Required. Tang Primer 25K (carried over from CSA-101; your existing bitstream and board). DE10-Nano Cyclone V FPGA development board (~$130, student-purchased; Terasic). Pi 4 station kit (~$80; USB-C power, HDMI cable, microSD 16 GB minimum, USB keyboard). Quartus Prime Lite 23.1 or later (free, Intel/Altera; installs on Linux x86_64 or Windows). riscv32-unknown-elf toolchain (prebuilt binaries at riscv.org or build from source).

Optional but recommended. Logic analyzer (Saleae Logic 8 or open-source equivalent) for driver debugging in Modules 12-13. External DRAM module compatible with DE10-Nano I/O board for Module 13 extended exercises.

Yowasp browser path. The academy workbench Tab 3 supports Tang Primer 25K and Tang Nano 20K bitstream synthesis in-browser (Yosys + nextpnr-himbaechel + apicula). Use this for pre-Quartus sanity checks on RISC-V HDL changes before the full DE10-Nano Quartus build.
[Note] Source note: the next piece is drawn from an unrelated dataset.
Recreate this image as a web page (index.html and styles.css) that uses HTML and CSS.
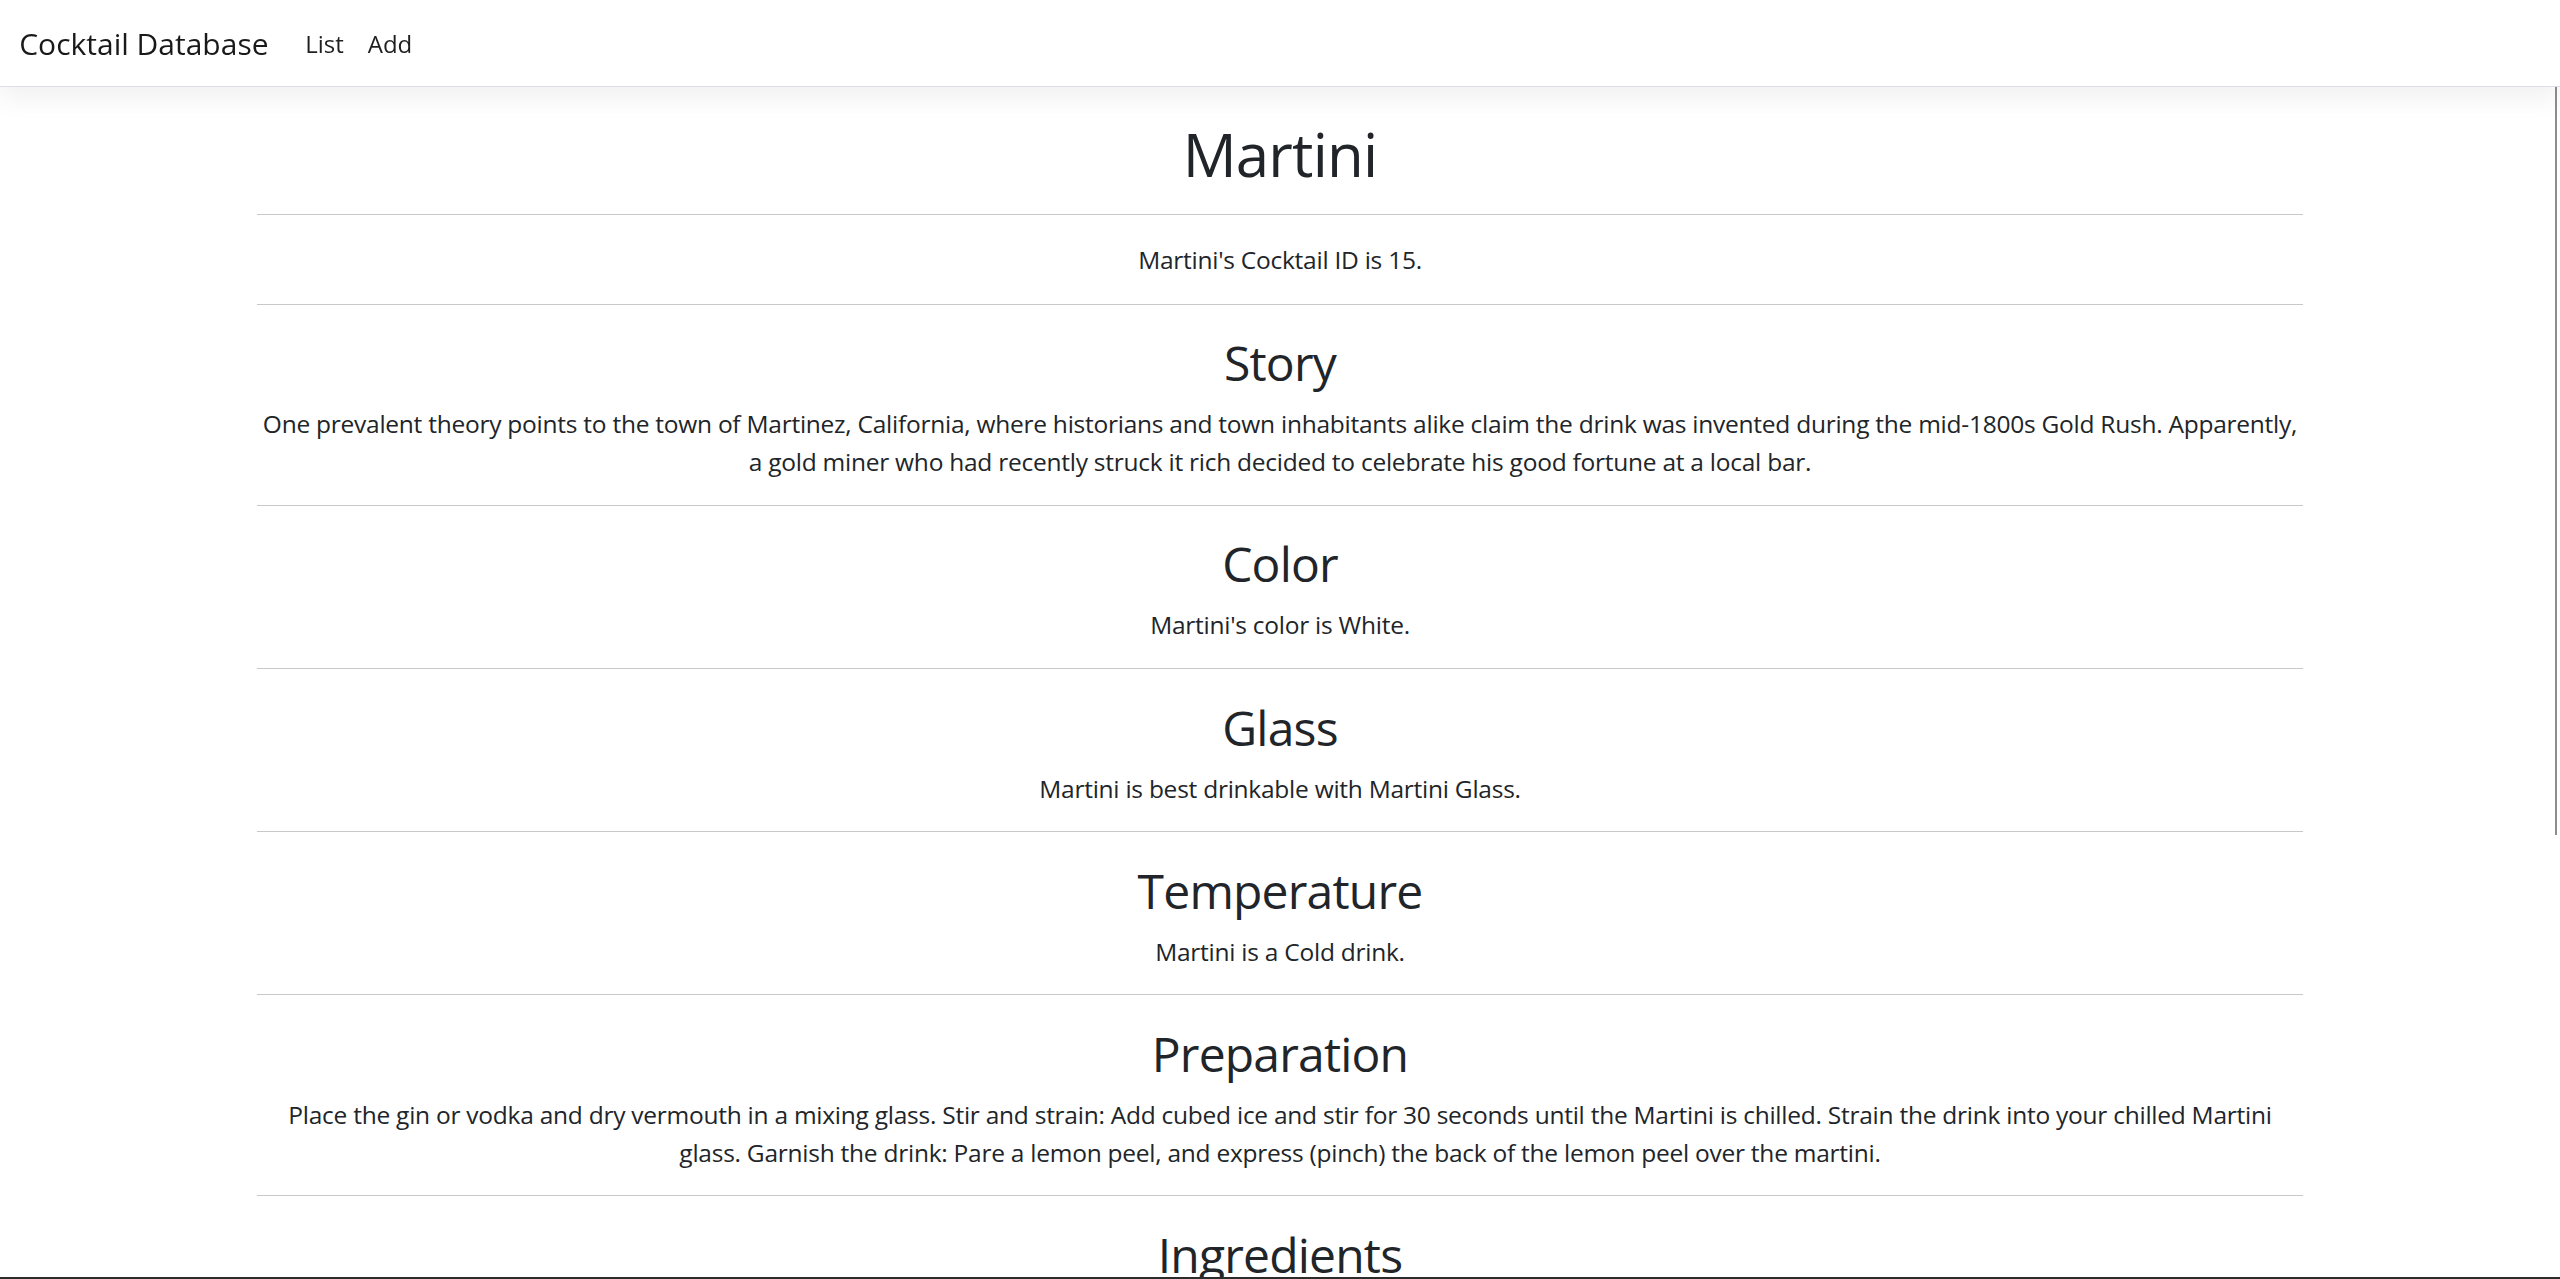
FILE: index.html
```html
<!DOCTYPE html>
<html lang="en">
<head>
<meta charset="utf-8">
<title>Martini - Cocktail Database</title>
<link rel="stylesheet" href="styles.css">
</head>
<body>
<nav class="navbar">
  <a class="brand" href="#">Cocktail Database</a>
  <ul class="nav">
    <li><a class="nav-link" href="#">List</a></li>
    <li><a class="nav-link" href="#">Add</a></li>
  </ul>
</nav>
<main class="container">
  <h1 class="title">Martini</h1>
  <hr class="first">
  <p class="cocktail-id">Martini's Cocktail ID is 15.</p>
  <hr>
  <section class="block">
    <h2>Story</h2>
    <p>One prevalent theory points to the town of Martinez, California, where historians and town inhabitants alike claim the drink was invented during the mid-1800s Gold Rush. Apparently, a gold miner who had recently struck it rich decided to celebrate his good fortune at a local bar.</p>
  </section>
  <hr>
  <section class="block">
    <h2>Color</h2>
    <p>Martini's color is White.</p>
  </section>
  <hr class="thick">
  <section class="block">
    <h2>Glass</h2>
    <p>Martini is best drinkable with Martini Glass.</p>
  </section>
  <hr class="thick">
  <section class="block">
    <h2>Temperature</h2>
    <p>Martini is a Cold drink.</p>
  </section>
  <hr>
  <section class="block">
    <h2>Preparation</h2>
    <p>Place the gin or vodka and dry vermouth in a mixing glass. Stir and strain: Add cubed ice and stir for 30 seconds until the Martini is chilled. Strain the drink into your chilled Martini glass. Garnish the drink: Pare a lemon peel, and express (pinch) the back of the lemon peel over the martini.</p>
  </section>
  <hr>
  <section class="block">
    <h2>Ingredients</h2>
  </section>
</main>
<div class="scroll-thumb"></div>
<div class="bottom-edge"></div>
</body>
</html>
```

FILE: styles.css
```css
html, body {
  margin: 0;
  padding: 0;
  background: #ffffff;
}

body {
  font-family: "Open Sans", "Noto Sans", sans-serif;
  color: #212529;
  font-size: 24.5px;
  line-height: 37.6px;
  overflow: hidden;
}

a {
  text-decoration: none;
}

.navbar {
  position: relative;
  z-index: 2;
  display: flex;
  align-items: center;
  padding: 11px 19.2px;
  background: #ffffff;
  border-bottom: 1px solid #dedde6;
  box-shadow: 0 12px 24px rgba(0, 0, 0, 0.06);
}

.brand {
  font-size: 30px;
  line-height: 48px;
  padding: 9px 0 7px;
  margin-right: 24.6px;
  color: rgba(0, 0, 0, 0.9);
}

.nav {
  display: flex;
  list-style: none;
  margin: 0;
  padding: 0;
}

.nav-link {
  display: block;
  padding: 13px 12px 11px;
  font-size: 24px;
  line-height: 38.4px;
  color: rgba(0, 0, 0, 0.88);
}

.container {
  max-width: 2046px;
  margin: 0 auto;
  padding-top: 29.2px;
  text-align: center;
}

.title {
  margin: 0;
  font-size: 60px;
  line-height: 76.8px;
  font-weight: 400;
  letter-spacing: -0.8px;
}

hr {
  margin: 24.1px 0 25.6px;
  border: 0;
  border-top: 1px solid #212529;
  opacity: 0.25;
}

hr.first {
  margin-top: 21px;
}

hr.thick {
  border-top-width: 1.6px;
}

p {
  margin: 0;
  letter-spacing: -0.25px;
}

.cocktail-id {
  margin-bottom: 25.6px;
}

.block h2 {
  margin: 0 0 11.3px;
  padding-top: 3px;
  font-size: 48px;
  line-height: 60.7px;
  font-weight: 400;
  letter-spacing: -0.8px;
}

.block p {
  margin-bottom: 24.1px;
}

.scroll-thumb {
  position: fixed;
  top: 10px;
  right: 3px;
  width: 2px;
  height: 825px;
  background: #8d8d8d;
}

.bottom-edge {
  position: fixed;
  left: 0;
  right: 0;
  bottom: 0;
  height: 2px;
  background: #2b2b2b;
}
```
See SETUP.md for installation instructions.

Assessment overview

Tier 1 (pass/fail gate). Virtus OS v2 boots on DE10-Nano. Demonstrates U/S privilege transition. Page-fault handler handles at least one synthetic fault. PMP W^X policy intercepts a write to a code page. Round-robin scheduler switches between two running tasks. SSD1306 OLED shows live output. All six gates must pass for a Tier 2 score to count.

Tier 2 (40/30/30). 40% mitigation depth (does your OS actually enforce security properties, or just simulate them?); 30% measurement quality of speedups and cost recovery vs CSA-101 baseline; 30% demo and 6-8 page write-up. B- minimum on Tier 2 for the VCA-CSA-201 Certificate of Completion.

See CAPSTONE.md for the full rubric.

Continuation note

The v0.1 build round covered Modules 1-6 (weeks 1-6) in full, plus the CAPSTONE rubric and INSTRUCTOR-GUIDE skeleton. Modules 7-14 (weeks 7-14), labs 7-14, and the per-week INSTRUCTOR-GUIDE expansion shipped in the continuation round and are live in this classroom.